Damaged corn is seen Thursday near Mount Vernon. About a third of Iowa's corn crop was destroyed in the Aug. 10 derecho
Damaged corn is seen Thursday near Mount Vernon. About a third of Iowa’s corn crop was destroyed in the Aug. 10 derecho that produced 140 mph winds throughout central and eastern Iowa (Rebecca F. Miller/The Gazette)

DES MOINES — Gov. Kim Reynolds has formally requested a Secretarial Disaster Designation from U.S. Secretary of Agriculture Sonny Perdue for 57 Iowa counties where farmers experienced severe damage to their crops, buildings and equipment in the Aug. 10 derecho.

The federal agricultural designation, which is in addition to the presidential disaster designation Reynolds has requested, would allow Iowa producers to access U.S. Department of Agriculture disaster programs, her office said.

USDA officials have estimated 3.57 million acres of corn and 2.5 million acres of soybeans in Iowa were affected in 36 hardest-hit counties for an estimated loss of $3.77 billion.

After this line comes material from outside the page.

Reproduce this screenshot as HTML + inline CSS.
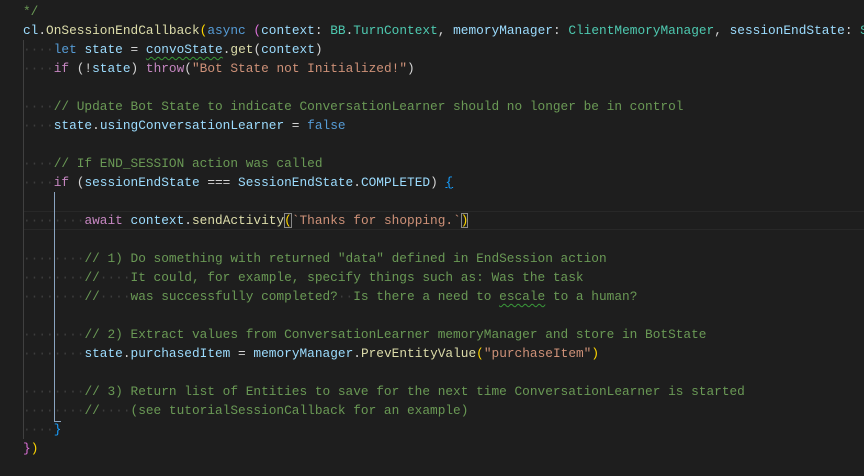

Millions more acres are affected to varying degrees.

“The derecho storm dealt another gut punch to Iowa farmers, wiping out whole fields, demolishing grain bins and other farm buildings,” Reynolds said in a statement issued Friday.

“Iowa farmers serve as a critical anchor for the entire world’s food supply, and it’s critical they have our support,” she added.

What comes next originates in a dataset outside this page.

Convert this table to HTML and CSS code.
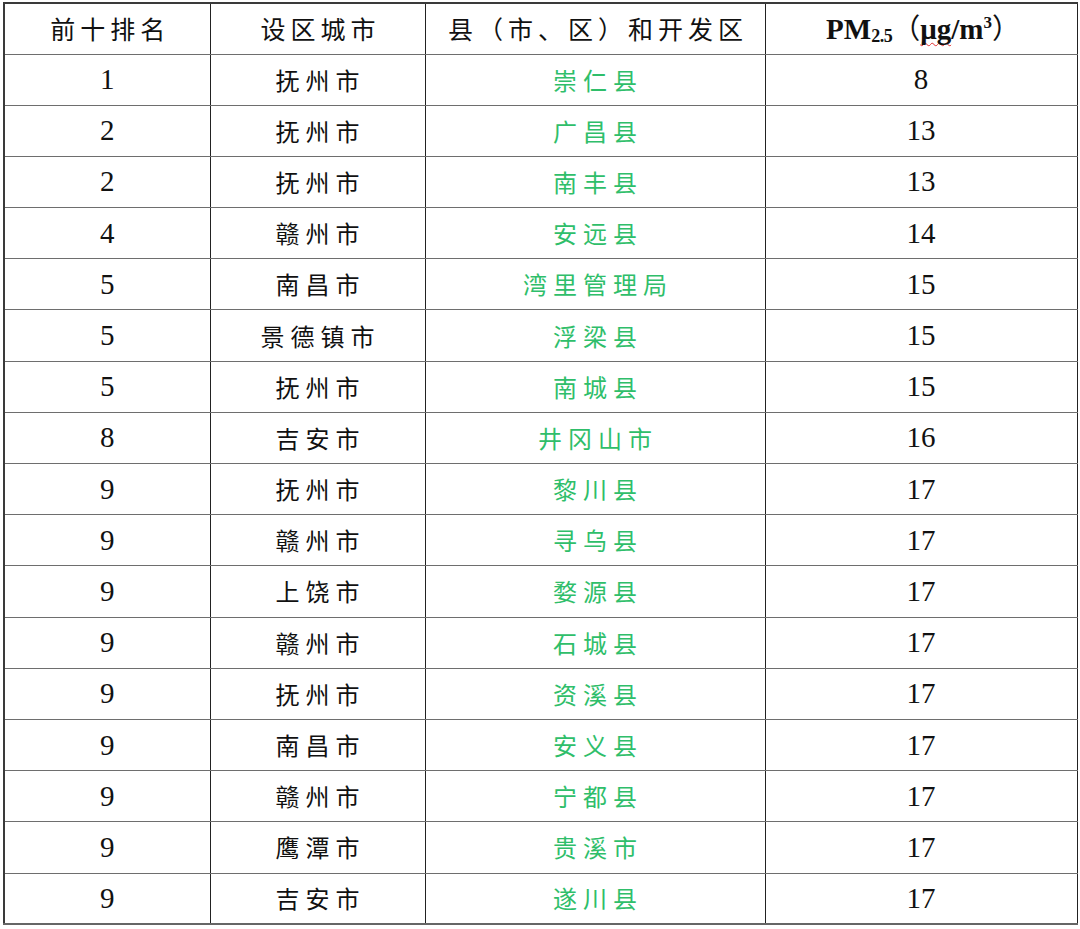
FILE: index.html
```html
<!DOCTYPE html>
<html lang="zh-CN">
<head>
<meta charset="utf-8">
<link rel="stylesheet" href="styles.css">
</head>
<body>
<table class="rank">
  <colgroup>
    <col class="c1"><col class="c2"><col class="c3"><col class="c4">
  </colgroup>
  <thead>
    <tr>
      <th class="cjk">前十排名</th>
      <th class="cjk">设区城市</th>
      <th class="cjk">县（市、区）和开发区</th>
      <th class="pm">PM<sub>2.5</sub><span class="paren">（</span><span class="unit">μg</span>/m<sup>3</sup><span class="paren">）</span></th>
    </tr>
  </thead>
  <tbody>
    <tr><td class="num">1</td><td class="cjk">抚州市</td><td class="cjk green">崇仁县</td><td class="num">8</td></tr>
    <tr><td class="num">2</td><td class="cjk">抚州市</td><td class="cjk green">广昌县</td><td class="num">13</td></tr>
    <tr><td class="num">2</td><td class="cjk">抚州市</td><td class="cjk green">南丰县</td><td class="num">13</td></tr>
    <tr><td class="num">4</td><td class="cjk">赣州市</td><td class="cjk green">安远县</td><td class="num">14</td></tr>
    <tr><td class="num">5</td><td class="cjk">南昌市</td><td class="cjk green">湾里管理局</td><td class="num">15</td></tr>
    <tr><td class="num">5</td><td class="cjk">景德镇市</td><td class="cjk green">浮梁县</td><td class="num">15</td></tr>
    <tr><td class="num">5</td><td class="cjk">抚州市</td><td class="cjk green">南城县</td><td class="num">15</td></tr>
    <tr><td class="num">8</td><td class="cjk">吉安市</td><td class="cjk green">井冈山市</td><td class="num">16</td></tr>
    <tr><td class="num">9</td><td class="cjk">抚州市</td><td class="cjk green">黎川县</td><td class="num">17</td></tr>
    <tr><td class="num">9</td><td class="cjk">赣州市</td><td class="cjk green">寻乌县</td><td class="num">17</td></tr>
    <tr><td class="num">9</td><td class="cjk">上饶市</td><td class="cjk green">婺源县</td><td class="num">17</td></tr>
    <tr><td class="num">9</td><td class="cjk">赣州市</td><td class="cjk green">石城县</td><td class="num">17</td></tr>
    <tr><td class="num">9</td><td class="cjk">抚州市</td><td class="cjk green">资溪县</td><td class="num">17</td></tr>
    <tr><td class="num">9</td><td class="cjk">南昌市</td><td class="cjk green">安义县</td><td class="num">17</td></tr>
    <tr><td class="num">9</td><td class="cjk">赣州市</td><td class="cjk green">宁都县</td><td class="num">17</td></tr>
    <tr><td class="num">9</td><td class="cjk">鹰潭市</td><td class="cjk green">贵溪市</td><td class="num">17</td></tr>
    <tr><td class="num">9</td><td class="cjk">吉安市</td><td class="cjk green">遂川县</td><td class="num">17</td></tr>
  </tbody>
</table>
</body>
</html>
```
FILE: styles.css
```css
html, body {
  margin: 0;
  padding: 0;
  background: #ffffff;
}

body {
  padding: 2px 0 0 3px;
}

.rank {
  border-collapse: collapse;
  table-layout: fixed;
  width: 1073px;
  color: #111;
  border-top: 2px solid #3a3a3a;
  border-left: 2px solid #3a3a3a;
  border-right: 1px solid #555;
  border-bottom: 2px solid #666;
}

.c1 { width: 206px; }
.c2 { width: 215px; }
.c3 { width: 340px; }
.c4 { width: 312px; }

.rank th,
.rank td {
  padding: 0;
  text-align: center;
  vertical-align: middle;
  border-top: 1px solid #6e6e6e;
  border-bottom: 1px solid #6e6e6e;
  border-left: 1px solid #222;
  border-right: 1px solid #222;
  font-weight: normal;
  white-space: nowrap;
}

.rank thead tr { height: 51px; }
.rank tbody tr { height: 51.2px; }

.cjk {
  font-family: "Noto Sans CJK SC", "Noto Sans CJK JP", sans-serif;
  font-size: 24px;
  font-weight: 300;
  letter-spacing: 6px;
  text-indent: 6px;
  line-height: 1;
}

th.cjk {
  color: #111;
  font-weight: 400;
  font-size: 25px;
  letter-spacing: 5px;
}

.green { color: #2fbe6a; }

.num {
  font-family: "Liberation Serif", "Times New Roman", serif;
  font-size: 29px;
  line-height: 1;
}

.pm {
  font-family: "Liberation Serif", "Times New Roman", serif;
  font-weight: bold !important;
  font-size: 29px;
  line-height: 1;
  text-indent: 4px;
}

.pm sub {
  font-size: 18px;
  vertical-align: -3px;
  letter-spacing: -0.5px;
}

.pm sup {
  font-size: 17px;
  vertical-align: 11px;
}

.pm .paren {
  font-family: "Noto Sans CJK SC", sans-serif;
  font-weight: 400;
  font-size: 28px;
}

.pm .unit {
  text-decoration: underline wavy #e03030;
  text-decoration-thickness: 1px;
  text-underline-offset: 3px;
  text-decoration-skip-ink: none;
}
```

“I spoke with Secretary Perdue earlier this week and regularly engage with the Trump administration to ensure their voices are heard as we continue to secure federal assistance.”

The derecho had severe winds in excess of 100 mph and swept across much of central and eastern Iowa, causing widespread damage and power outages.

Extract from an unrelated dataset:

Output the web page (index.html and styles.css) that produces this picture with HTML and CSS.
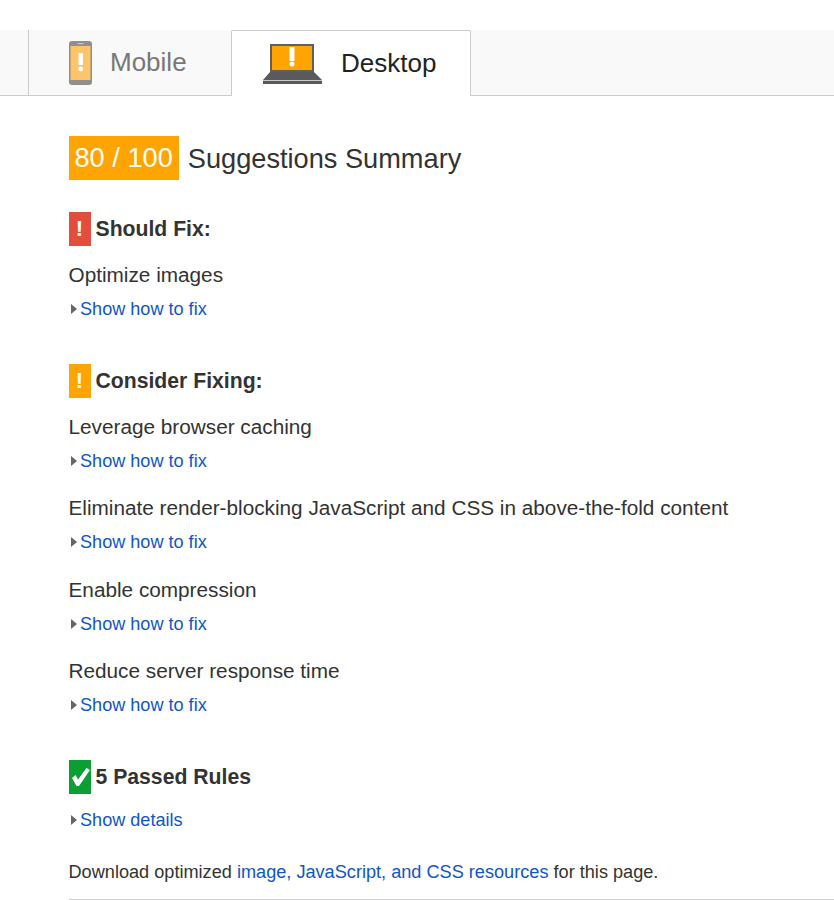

If approved, the USDA secretarial designation would enable Iowa producers in designated counties and all contiguous counties to immediately access low-interest Farm Service Agency emergency loans, according to the governor’s office. Other USDA programs are contingent upon the designation, as well.

The counties in the request are: Adair, Audubon, Benton, Black Hawk, Boone, Buchanan, Calhoun, Carroll, Cass, Cedar, Cherokee, Clinton, Crawford, Dallas, Delaware, Des Moines, Dubuque, Greene, Grundy, Guthrie, Hamilton, Hardin, Harrison, Henry, Ida, Iowa, Jackson, Jasper, Jefferson, Johnson, Jones, Keokuk, Lee, Linn, Louisa, Madison, Mahaska, Marion, Marshall, Monona, Monroe, Muscatine, Plymouth, Polk, Pottawattamie, Poweshiek, Sac, Scott, Shelby, Story, Tama, Van Buren, Wapello, Warren, Washington, Webster and Woodbury.

On Sunday, Reynolds formally requested an expedited Presidential Major Disaster Declaration for Iowa communities and counties that were severely affected by the derecho.

President Donald Trump initially approved a public assistance request topping $45 million, and Thursday he granted funding under the Federal Emergency Management Agency’s Individual Assistance Program for Linn County. Disaster assessments for other requested counties are ongoing.

Overall, Reynolds’ request for an expedited federal disaster declaration to aid ravaged Iowa counties set preliminary damage at nearly $4 billion — including $3.77 million in crop damage in 36 counties.

According to Iowa officials, the unprecedented weather event also caused about $100 million in damage to private utilities, as well as an estimated $82.73 million to at least 8,273 homes that were destroyed or severely damaged, and nearly $45.3 million in public assistance needs for Iowans caught in the storm’s path.

Of the nearly $45.3 million request, $21.6 million could cover debris removal, $14.46 million for utilities and $7.53 million for buildings.